Acabo de ler um livro lançado nos Estados Unidos na metade de 2012: The Death of the Internet, de Markus Jakobsson, publicado por quatro instituições de prestígio: o renomado Instituto para a Engenharia Elétrica e Eletrônica (IEEE), as editoras Wiley e Higher Education Press e a IEEE Computer Society.

Ao deparar com o livro há três semanas, num evento mundial sobre segurança da informação, minha primeira impressão era de que fosse mais uma obra sensacionalista ou catastrofista, como dizemos entre os jornalistas. Estava enganado. Depois de lê-lo, me convenci de que Markus Jakobsson, o autor, tem argumentos sólidos para defender sua tese.

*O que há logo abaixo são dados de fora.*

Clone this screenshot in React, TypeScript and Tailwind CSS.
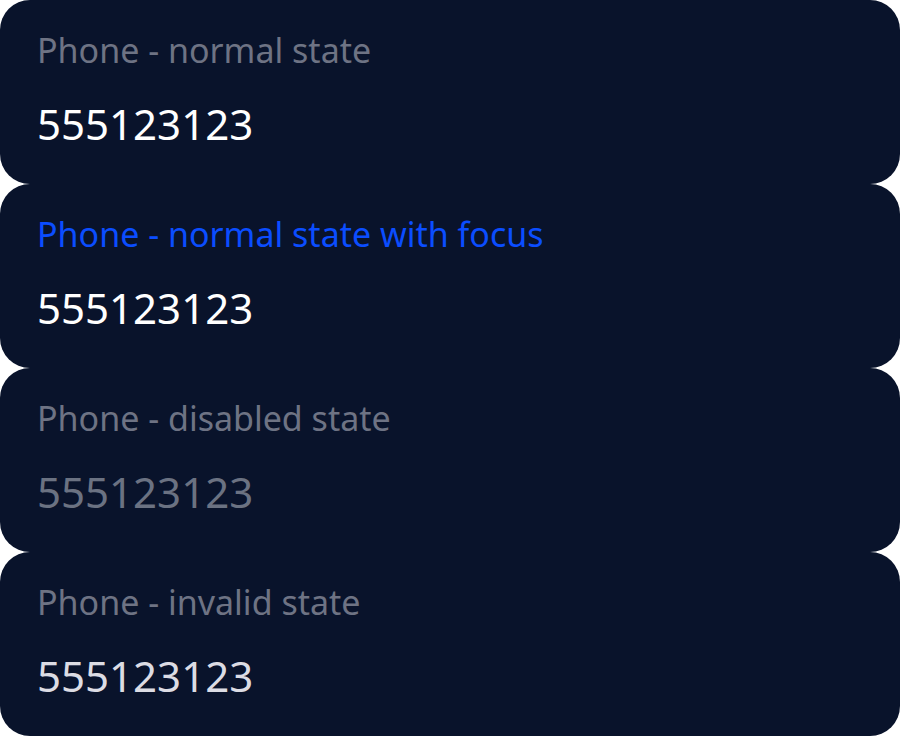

Ele faz até uma analogia interessante com o transporte aéreo: pouca gente, em sã consciência, aceitaria fazer viagens aéreas se o número de atrasos crescesse a níveis muito mais elevados e, pior do que isso, se o risco de acidentes graves subisse para níveis preocupantes.

Não apenas Jakobsson tem dúvida quanto ao futuro da internet. Seus problemas crescem em escala mundial. Vírus, phishings, cavalos-de-troia, malwares, worms e ataques cibernéticos de todos os tipos se multiplicam em escala impressionante e assustadora. Só o número de phishings cresceu 59% no mundo em 2012. O de vírus ultrapassa os 100%.

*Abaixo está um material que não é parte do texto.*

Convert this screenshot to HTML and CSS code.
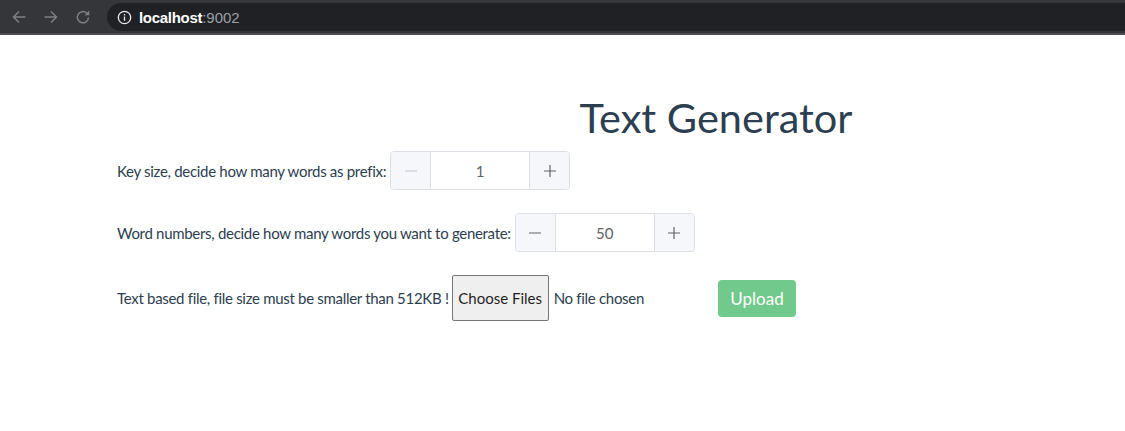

Ouvi diversos especialistas que já leram o livro. Na grande indústria poucos são os se dispõem a falar on the record. John D. Frymier, vice-presidente e executivo-chefe de segurança da informação da Unisys Corp., foi um dos raros que se dispôs a responder abertamente à questão central do livro. Em entrevista exclusiva que me concedeu na última semana de fevereiro em São Francisco, Frymier foi cristalino: “Na web, o mal (a fraude) está vencendo a guerra”.

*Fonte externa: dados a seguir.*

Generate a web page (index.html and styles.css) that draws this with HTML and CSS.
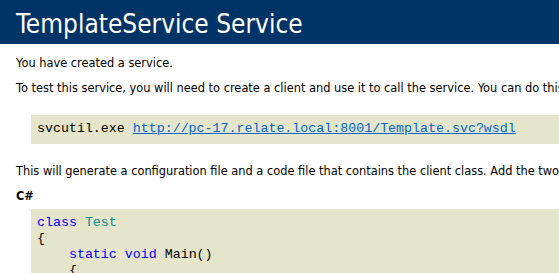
FILE: index.html
```html
<!DOCTYPE html>
<html lang="en">
<head>
  <meta charset="UTF-8" />
  <title>TemplateService Service</title>
  <link rel="stylesheet" href="styles.css">
</head>
<body>
  <div id="content">
    <p class="heading1">TemplateService Service</p>
    <p>You have created a service.</p>
    <p class="lead">To test this service, you will need to create a client and use it to call the service. You can do this using the svcutil.exe tool from the command line with the following syntax:</p>
    <pre>svcutil.exe <a href="#">http://pc-17.relate.local:8001/Template.svc?wsdl</a></pre>
    <p>This will generate a configuration file and a code file that contains the client class. Add the two files to your client application and use the generated client class to call the Service. For example:</p>
    <p class="intro"><b>C#</b></p>
    <pre><span class="kw">class</span> <span class="tp">Test</span>
{
    <span class="kw">static</span> <span class="kw">void</span> Main()
    {
        TemplateClient client = new TemplateClient();
    }
}</pre>
  </div>
</body>
</html>
```

FILE: styles.css
```css
body {
  margin: 0;
  color: #000;
  background: #fff;
  font-family: "DejaVu Sans", Verdana, sans-serif;
}

#content {
  margin-left: 16px;
  font-size: 11.4px;
}

p {
  margin: 0 0 11px;
  white-space: nowrap;
  line-height: 14px;
}

.heading1 {
  margin: 0 0 12px -16px;
  padding: 9px 0 0 16px;
  height: 35px;
  background-color: #003366;
  color: #fff;
  font-family: "DejaVu Sans Condensed", Tahoma, sans-serif;
  font-size: 26px;
  line-height: 30px;
}

p.lead {
  margin-bottom: 20px;
}

p.intro {
  margin-bottom: 6px;
}

pre {
  margin: 0 0 20px 15px;
  padding: 6px 6px 7px;
  background-color: #e5e5cc;
  font-family: "Liberation Mono", "Courier New", monospace;
  font-size: 13.3px;
  line-height: 16px;
  white-space: pre;
}

pre a {
  color: #0066cc;
}

.kw {
  color: #0000ff;
}

.tp {
  color: #008b8b;
}
```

É curioso. Da mesma forma que os grandes jornais do mundo detestam discutir o fim do jornalismo impresso, as maiores empresas envolvidas nos gigantescos negócios virtuais – como Google, Facebook, Microsoft ou Cisco – dificilmente se dispõem a analisar objetivamente os riscos que ameaçam os bilhões de usuários da internet, diante do crescimento exponencial dos malwares e ataques de todos os tipos. Os bancos não falam sobre os ataques cada vez mais frequentes que sofrem de cibercriminosos, inclusive no Brasil, porque isso pode minar a confiança de seus clientes.

No livro de Jakobsson, ficamos sabendo coisas interessantes sobre a escalada do crime cibernético, em cada uma das seções dessa obra. Na primeira parte, que tem o título de O problema, o autor cuida do diagnóstico, com seis temas: O que pode matar a internet. E daí?; É sobre gente (It is about people); Como os criminosos lucram; Como as coisas funcionam e falham; e O problema da mobilidade. Na segunda parte, com o título de Pensando em soluções, ele discute as soluções possíveis, e mostra, por fim, as possíveis alternativas ao futuro da web.
Entre os aspectos que mais me impactaram no livro, está a pouca eficácia dos recursos utilizados até aqui pela maioria dos usuários e provedores de serviços, sejam firewalls, antivírus, senhas de todos os tipos e as coisas mais ridículas, que são as captchas (aquelas palavras com letras distorcidas que temos que decifrar como castigo para nos identificarmos).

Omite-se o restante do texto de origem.